Todos estos días de primavera es muy hermosa la floración de los árboles. Es como un regalo que, periódicamente, nos trajera la primavera, como símbolo de la renovación del tiempo, como muestra de que la belleza natural es una fuente inagotable se satisfacciones, para que vivamos siempre, pese a todas las turbulencias del mundo, en una serenidad que nos cura, nos reconforta y nos protege.
Qué hermoso es, todos estos días y a lo largo de los que vienen, contemplar la floración de almendros, ciruelos, cerezos, manzanos y perales, melocotoneros…, toda la variada floración de los árboles de nuestras tierras, con sus mensajes silenciosos de que sigue siendo posible que el mundo, la tierra, sea nuestra casa, la casa de todos, si sabemos cuidarla y protegerla, si nos da la gana –que podemos, si nos lo tomáramos en serio– tener una actitud respetuosa con ella.
Estos días también, los laureles echan sus granas para su nueva floración y, con ellas, van a ir surgiendo sus hojas nuevas, tan aromáticas y embriagantes. Y estos laureles nos llevan a la memoria de aquellos otros a los que, de niños, se les cortaban unas ramas para llevarlas a bendecir el Domingo de Ramos.
Toda una cultura campesina de los árboles, de las ramas y de los ramos… está ahí, en buena parte ya perdida, porque, con una inconsciencia que raya en actitudes soberbias y descuidadas, los seres humanos hemos ido dejando agonizar y perder tales culturas campesinas, ultrajadas y vendidas por esas treinta monedas simbólicas, para adquirir e instalarnos en una cultura urbana acomodaticia, en la que lo único que se busca es el bienestar material, logrado a costa de muchos malestares, de los malestares de tantos millones de seres humanos, que no tienen ni para sobrevivir.
Miguel Delibes –en el sentido de lo que acabamos de indicar– hablaba en una de sus obras de un mundo que agoniza, que nos estamos dejando perder, si es que no está ya perdido del todo.
Estos días, que, en tierras levantinas, asistimos a un pavoroso incendio, en pleno marzo, de amplias masas boscosas y vegetales, sería bueno reflexionar y sentir que hemos e comenzar a adoptar actitudes más respetuosas ante los recursos naturales de que disponemos para existir: el mundo vegetal, que limpia y purifica el aire que respiramos; el agua, tan necesaria para la vida; el consumo moderado y responsable…, y otras mil cosas que se nos repiten de continuo, pero que escuchamos como quien oye llover, como si tales cosas no fueran con nosotros.

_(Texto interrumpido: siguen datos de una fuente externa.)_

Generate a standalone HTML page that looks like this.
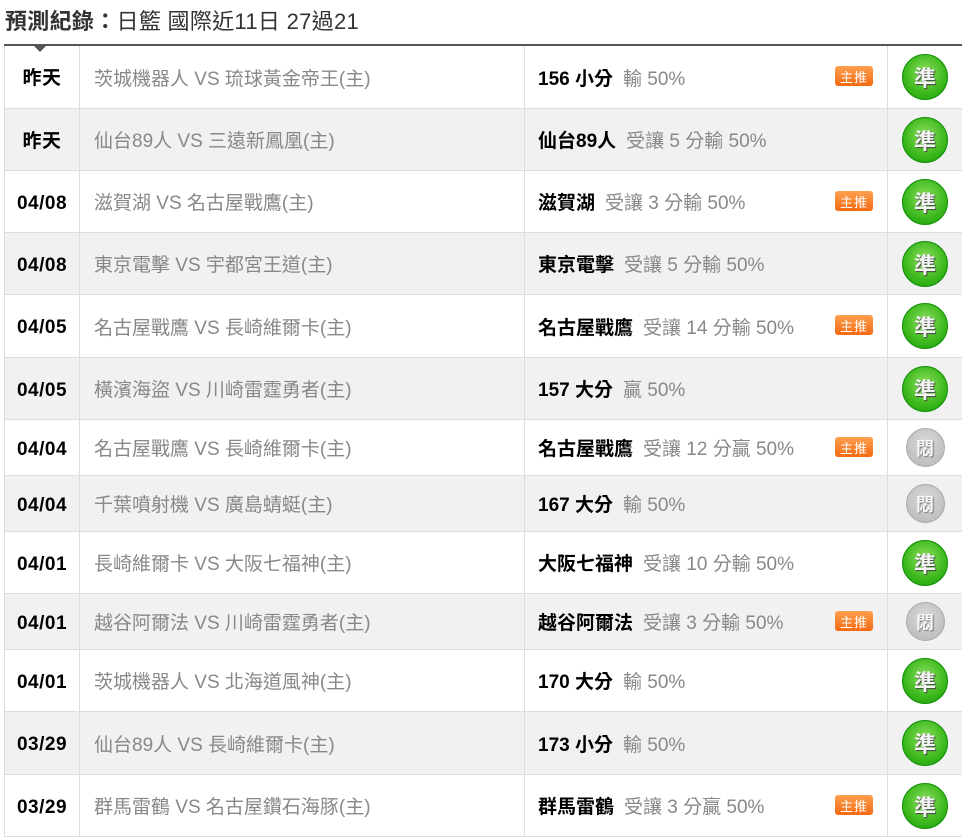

El peligro de la extinción de los bosques, por los incendios, por las olas de calor, por las sequías… Recordamos, en tal sentido, el hermoso relato del entrañable escritor francés Jean Giono (1895-1970), fiel siempre a su mundo campesino de Provenza, El hombre que plantaba árboles (1953), donde narra una actitud humana, responsable y ejemplar hacia la naturaleza.
Lirismo, humanismo, pacifismo, visión de la naturaleza como un cosmos marcado por la sacralidad y digno, por ello, de respeto, pues es nuestra casa…, son algunos de los rasgos de la obra y de la escritura de Jean Giono.
Qué extraordinaria actitud; una verdadera guía para el existir de todos nosotros, estos días, en que las melodías de los árboles nos invitan a estar de otro modo en el mundo; un modo de estar, sí, marcado por la sobriedad, el humanismo, la responsabilidad ante el entorno y el mundo en que vivimos…; un modo de estar que, de seguirlo, saldríamos todos mucho mejores.